My bicycle has brought me
Through country lanes, quiet woods
And up a short, steep hill
To this almost-forgotten church
Where the old dead dream deep
Beneath tumbled, lichened stones
Lost in drifts of summer flowers.
And I could be content
Were it not for knowing
Even this sublime machine
Will never bear me where I truly wish:
Back through years to times when we
Had seen and lived through none of this;
All things lay up ahead, yet to be.
So I must choose: inter all hope
To moulder like these ancient worthies;
Vainly seek a road that runs
Against the flow of Time;
Or climb on, breathe deep, look ahead
And take the onward way again
To all I fear, and cannot know.
Now the breeze brushes the barley
Sweeping through the crop like a cavalry charge;
Darkening the bright awns
Like velvet rubbed against the nap;
Then switches, swings, retreats in waves of pale gold;
All the field in motion, shaken by a hidden hand.

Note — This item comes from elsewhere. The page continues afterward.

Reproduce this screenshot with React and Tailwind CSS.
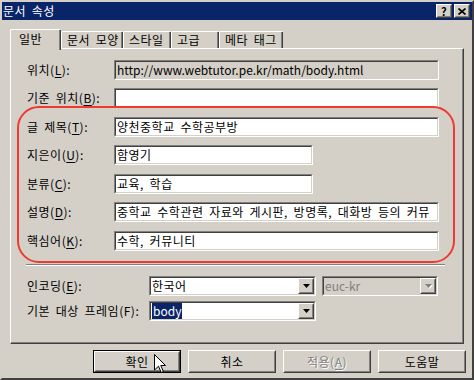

A power – all-present, fierce, unseen –
Swirling, sleepless, through the land.
A faint breeze wafts the feathery tops
Of the grasses in the hayfield;
Soft, tawny with sun, downy with pollen.
Shut up safe all spring,
No hungry mouths to tear and chew,
No hard hooves to spoil and trample.
But soon the end will come
In the whine and slash of spinning steel
And thus laid low, all will be withered, gathered up,
Neatly compressed, and then consumed.
The sward close-cropped, shocked
Pale and scarred as a convict’s scalp.
The careful husbanding of months
Undone; stripped and carted, buried deep
Beneath black plastic. Overhead
The buzzard circles, patient, watchful.
While in the shattered stems
The urge to grow anew gains strength
And, irresistible, prepares a second crop
To be cut down in its time.
What dream is this that comes upon me now;
Appearing out of nowhere, filled with fields
Of flowers, summer grass and grazing cows
Deep in some hidden corner of the Weald.
My younger self strolls easy, dog at heel
Along a sunken lane roofed in by trees
While overhead the broad-winged buzzard wheels
And all is as it was, and meant to be.
But on the grey horizon, dark clouds grow;
The grass bends in the breeze; and all at once
I see a hooded figure on the road
Ahead. No time to turn. No place to run.
A simple wish for one more carefree day
Now haunted by a fear that has no name.
Wanted to see if I could stick to the basic sonnet formula while mixing things up a bit, so I tried playing with the end-words, allowing myself more latitude than usual with the consonants as long as I maintained the correct vowel rhyme. Turns out that breaking one rule consistently and deliberately is actually just imposing a new one. Interesting. N.
from my small window
was the changeless street
a strip of sky
All I could see
on looking inwards
was the shapeless fear
a growing dark
all doors bolted.
So I rose and rode
to the windy top
of a high green hill
where sheep grazed, larks sang
ancients slept, old ways ran
and let myself be lost in
all I could see.
New streets named for the vanished trees.